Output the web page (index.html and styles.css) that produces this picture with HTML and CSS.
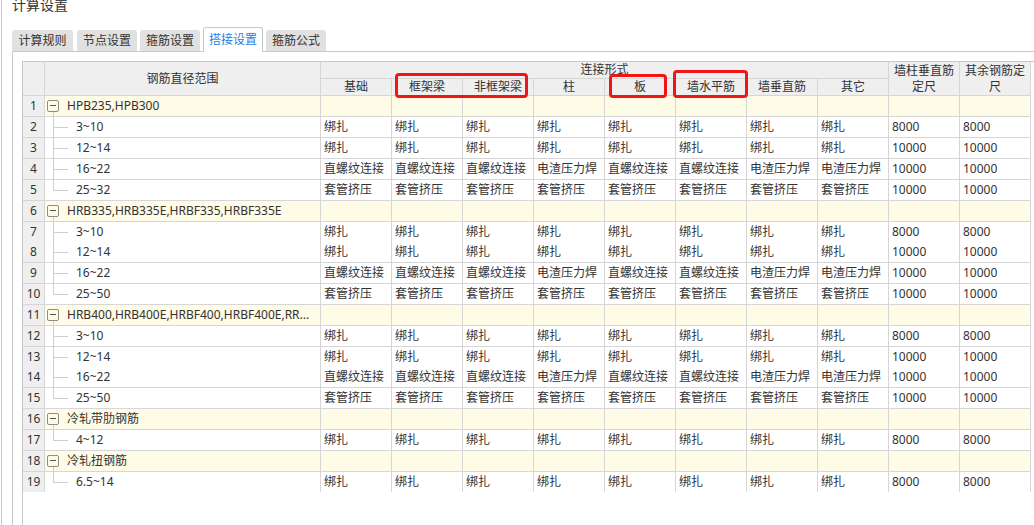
FILE: index.html
```html
<!DOCTYPE html>
<html lang="zh-CN">
<head>
<meta charset="utf-8">
<title>计算设置</title>
<link rel="stylesheet" href="styles.css">
</head>
<body>
<div class="page">
  <div class="title">计算设置</div>
  <div class="tabs">
    <div class="tab">计算规则</div>
    <div class="tab">节点设置</div>
    <div class="tab">箍筋设置</div>
    <div class="tab active">搭接设置</div>
    <div class="tab">箍筋公式</div>
  </div>
  <div class="panel">
    <div class="grid-wrap">
      <div class="table">
        <div class="head">
          <div class="h n-h"></div>
          <div class="h name-h">钢筋直径范围</div>
          <div class="h group-h">连接形式</div>
          <div class="h span2 wrap">墙柱垂直筋定尺</div>
          <div class="h span2 wrap">其余钢筋定尺</div>
          <div class="h">基础</div>
          <div class="h">框架梁</div>
          <div class="h">非框架梁</div>
          <div class="h">柱</div>
          <div class="h">板</div>
          <div class="h">墙水平筋</div>
          <div class="h">墙垂直筋</div>
          <div class="h">其它</div>
        </div>

        <div class="row group"><div class="c n">1</div><div class="c name"><span class="toggle"></span>HPB235,HPB300</div><div class="c"></div><div class="c"></div><div class="c"></div><div class="c"></div><div class="c"></div><div class="c"></div><div class="c"></div><div class="c"></div><div class="c"></div><div class="c"></div></div>
        <div class="row child"><div class="c n">2</div><div class="c name">3~10</div><div class="c">绑扎</div><div class="c">绑扎</div><div class="c">绑扎</div><div class="c">绑扎</div><div class="c">绑扎</div><div class="c">绑扎</div><div class="c">绑扎</div><div class="c">绑扎</div><div class="c">8000</div><div class="c">8000</div></div>
        <div class="row child"><div class="c n">3</div><div class="c name">12~14</div><div class="c">绑扎</div><div class="c">绑扎</div><div class="c">绑扎</div><div class="c">绑扎</div><div class="c">绑扎</div><div class="c">绑扎</div><div class="c">绑扎</div><div class="c">绑扎</div><div class="c">10000</div><div class="c">10000</div></div>
        <div class="row child"><div class="c n">4</div><div class="c name">16~22</div><div class="c">直螺纹连接</div><div class="c">直螺纹连接</div><div class="c">直螺纹连接</div><div class="c">电渣压力焊</div><div class="c">直螺纹连接</div><div class="c">直螺纹连接</div><div class="c">电渣压力焊</div><div class="c">电渣压力焊</div><div class="c">10000</div><div class="c">10000</div></div>
        <div class="row child last"><div class="c n">5</div><div class="c name">25~32</div><div class="c">套管挤压</div><div class="c">套管挤压</div><div class="c">套管挤压</div><div class="c">套管挤压</div><div class="c">套管挤压</div><div class="c">套管挤压</div><div class="c">套管挤压</div><div class="c">套管挤压</div><div class="c">10000</div><div class="c">10000</div></div>

        <div class="row group"><div class="c n">6</div><div class="c name"><span class="toggle"></span>HRB335,HRB335E,HRBF335,HRBF335E</div><div class="c"></div><div class="c"></div><div class="c"></div><div class="c"></div><div class="c"></div><div class="c"></div><div class="c"></div><div class="c"></div><div class="c"></div><div class="c"></div></div>
        <div class="row child"><div class="c n">7</div><div class="c name">3~10</div><div class="c">绑扎</div><div class="c">绑扎</div><div class="c">绑扎</div><div class="c">绑扎</div><div class="c">绑扎</div><div class="c">绑扎</div><div class="c">绑扎</div><div class="c">绑扎</div><div class="c">8000</div><div class="c">8000</div></div>
        <div class="row child"><div class="c n">8</div><div class="c name">12~14</div><div class="c">绑扎</div><div class="c">绑扎</div><div class="c">绑扎</div><div class="c">绑扎</div><div class="c">绑扎</div><div class="c">绑扎</div><div class="c">绑扎</div><div class="c">绑扎</div><div class="c">10000</div><div class="c">10000</div></div>
        <div class="row child"><div class="c n">9</div><div class="c name">16~22</div><div class="c">直螺纹连接</div><div class="c">直螺纹连接</div><div class="c">直螺纹连接</div><div class="c">电渣压力焊</div><div class="c">直螺纹连接</div><div class="c">直螺纹连接</div><div class="c">电渣压力焊</div><div class="c">电渣压力焊</div><div class="c">10000</div><div class="c">10000</div></div>
        <div class="row child last"><div class="c n">10</div><div class="c name">25~50</div><div class="c">套管挤压</div><div class="c">套管挤压</div><div class="c">套管挤压</div><div class="c">套管挤压</div><div class="c">套管挤压</div><div class="c">套管挤压</div><div class="c">套管挤压</div><div class="c">套管挤压</div><div class="c">10000</div><div class="c">10000</div></div>

        <div class="row group"><div class="c n">11</div><div class="c name"><span class="toggle"></span>HRB400,HRB400E,HRBF400,HRBF400E,RR...</div><div class="c"></div><div class="c"></div><div class="c"></div><div class="c"></div><div class="c"></div><div class="c"></div><div class="c"></div><div class="c"></div><div class="c"></div><div class="c"></div></div>
        <div class="row child"><div class="c n">12</div><div class="c name">3~10</div><div class="c">绑扎</div><div class="c">绑扎</div><div class="c">绑扎</div><div class="c">绑扎</div><div class="c">绑扎</div><div class="c">绑扎</div><div class="c">绑扎</div><div class="c">绑扎</div><div class="c">8000</div><div class="c">8000</div></div>
        <div class="row child"><div class="c n">13</div><div class="c name">12~14</div><div class="c">绑扎</div><div class="c">绑扎</div><div class="c">绑扎</div><div class="c">绑扎</div><div class="c">绑扎</div><div class="c">绑扎</div><div class="c">绑扎</div><div class="c">绑扎</div><div class="c">10000</div><div class="c">10000</div></div>
        <div class="row child"><div class="c n">14</div><div class="c name">16~22</div><div class="c">直螺纹连接</div><div class="c">直螺纹连接</div><div class="c">直螺纹连接</div><div class="c">电渣压力焊</div><div class="c">直螺纹连接</div><div class="c">直螺纹连接</div><div class="c">电渣压力焊</div><div class="c">电渣压力焊</div><div class="c">10000</div><div class="c">10000</div></div>
        <div class="row child last"><div class="c n">15</div><div class="c name">25~50</div><div class="c">套管挤压</div><div class="c">套管挤压</div><div class="c">套管挤压</div><div class="c">套管挤压</div><div class="c">套管挤压</div><div class="c">套管挤压</div><div class="c">套管挤压</div><div class="c">套管挤压</div><div class="c">10000</div><div class="c">10000</div></div>

        <div class="row group"><div class="c n">16</div><div class="c name"><span class="toggle"></span>冷轧带肋钢筋</div><div class="c"></div><div class="c"></div><div class="c"></div><div class="c"></div><div class="c"></div><div class="c"></div><div class="c"></div><div class="c"></div><div class="c"></div><div class="c"></div></div>
        <div class="row child last"><div class="c n">17</div><div class="c name">4~12</div><div class="c">绑扎</div><div class="c">绑扎</div><div class="c">绑扎</div><div class="c">绑扎</div><div class="c">绑扎</div><div class="c">绑扎</div><div class="c">绑扎</div><div class="c">绑扎</div><div class="c">8000</div><div class="c">8000</div></div>

        <div class="row group"><div class="c n">18</div><div class="c name"><span class="toggle"></span>冷轧扭钢筋</div><div class="c"></div><div class="c"></div><div class="c"></div><div class="c"></div><div class="c"></div><div class="c"></div><div class="c"></div><div class="c"></div><div class="c"></div><div class="c"></div></div>
        <div class="row child last"><div class="c n">19</div><div class="c name">6.5~14</div><div class="c">绑扎</div><div class="c">绑扎</div><div class="c">绑扎</div><div class="c">绑扎</div><div class="c">绑扎</div><div class="c">绑扎</div><div class="c">绑扎</div><div class="c">绑扎</div><div class="c">8000</div><div class="c">8000</div></div>
      </div>
    </div>
  </div>
</div>
<div class="mark mark-beam"></div>
<div class="mark mark-slab"></div>
<div class="mark mark-wall"></div>
</body>
</html>
```
FILE: styles.css
```css
html, body {
  margin: 0;
  padding: 0;
  background: #ffffff;
}
body {
  position: relative;
  width: 1034px;
  height: 525px;
  overflow: hidden;
  font-family: "Noto Sans", "Noto Sans CJK SC", sans-serif;
  font-size: 12px;
  color: #333333;
}
.page {
  margin-left: 1px;
  border-left: 1px solid #c8c8c8;
  padding-left: 10px;
  height: 525px;
  box-sizing: border-box;
  display: flex;
  flex-direction: column;
}
.title {
  margin-top: -5px;
  height: 20px;
  line-height: 20px;
  font-size: 14px;
  color: #333333;
}
.tabs {
  margin-top: 12px;
  height: 24px;
  display: flex;
  align-items: flex-end;
  gap: 3px;
  position: relative;
  z-index: 2;
}
.tab {
  width: 60px;
  height: 21px;
  line-height: 21px;
  text-align: center;
  background: #e1e1e1;
  border-radius: 3px 3px 0 0;
  color: #333333;
  font-size: 12px;
}
.tab:first-child {
  width: 61px;
  margin-right: 1px;
}
.tab.active {
  height: 25px;
  line-height: 24px;
  margin-bottom: -1px;
  background: #ffffff;
  border: 1px solid #c8c8c8;
  border-bottom: none;
  box-sizing: border-box;
  color: #1f7fe3;
}
.panel {
  flex: 1;
  border-top: 1px solid #c8c8c8;
  border-left: 1px solid #c8c8c8;
  padding: 9px 0 0 9px;
  display: flex;
  flex-direction: column;
}
.grid-wrap {
  flex: 1;
  border-left: 1px solid #c8c8c8;
  border-top: 1px solid #c8c8c8;
}
.table {
  width: max-content;
  display: flex;
  flex-direction: column;
  gap: 1px;
  background: #d6d6d6;
  padding: 0 1px 1px 0;
}
.head,
.row {
  display: grid;
  grid-template-columns: 21px 275px repeat(10, 70px);
  column-gap: 1px;
}
.head {
  grid-template-rows: 16px 16px;
  row-gap: 1px;
}
.h {
  background: #efefef;
  text-align: center;
  line-height: 16px;
  display: flex;
  align-items: center;
  justify-content: center;
  overflow: hidden;
}
.n-h,
.name-h,
.span2 {
  grid-row: span 2;
}
.group-h {
  grid-column: span 8;
}
.wrap {
  padding: 0 4px;
  white-space: normal;
}
.row {
  height: 20px;
}
.table > .row:nth-child(6n+8) {
  height: 19px;
}
.c {
  background: #ffffff;
  padding: 0 3px;
  line-height: 20px;
  white-space: nowrap;
  overflow: hidden;
  display: flex;
  align-items: center;
}
.c.n {
  background: #efefef;
  justify-content: center;
  padding: 0;
}
.group .c {
  background: #fefbe6;
}
.group .c.n {
  background: #efefef;
}
.c.name {
  position: relative;
  overflow: visible;
}
.group .c.name {
  padding-left: 2px;
}
.child .c.name {
  padding-left: 31px;
}
.toggle {
  position: relative;
  width: 12px;
  height: 12px;
  box-sizing: border-box;
  border: 1px solid #8c8c8c;
  border-radius: 2px;
  margin-right: 8px;
  flex: none;
}
.toggle::after {
  content: "";
  position: absolute;
  left: 2px;
  right: 2px;
  top: 4px;
  height: 1px;
  background: #555555;
}
.group .c.name::after {
  content: "";
  position: absolute;
  left: 8px;
  width: 1px;
  top: 16px;
  bottom: -1px;
  background: #cfcfcf;
}
.child .c.name::before {
  content: "";
  position: absolute;
  left: 8px;
  width: 1px;
  top: 0;
  bottom: -1px;
  background: #cfcfcf;
}
.child.last .c.name::before {
  bottom: 50%;
}
.child .c.name::after {
  content: "";
  position: absolute;
  left: 8px;
  width: 15px;
  height: 1px;
  top: 50%;
  background: #cfcfcf;
}
.mark {
  position: absolute;
  border: 3px solid #f01616;
  border-radius: 4px;
  box-sizing: border-box;
  z-index: 5;
}
.mark-beam {
  left: 395px;
  top: 73px;
  width: 133px;
  height: 25px;
}
.mark-slab {
  left: 609px;
  top: 74px;
  width: 58px;
  height: 24px;
}
.mark-wall {
  left: 673px;
  top: 70px;
  width: 75px;
  height: 28px;
}
```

WHAT NEEDS TO BE DONE: Identify the lines that hold the word "page". Copy every one of them.

RIGHT ANSWER:
Output the web page (index.html and styles.css) that produces this picture with HTML and CSS.
<div class="page">
.page {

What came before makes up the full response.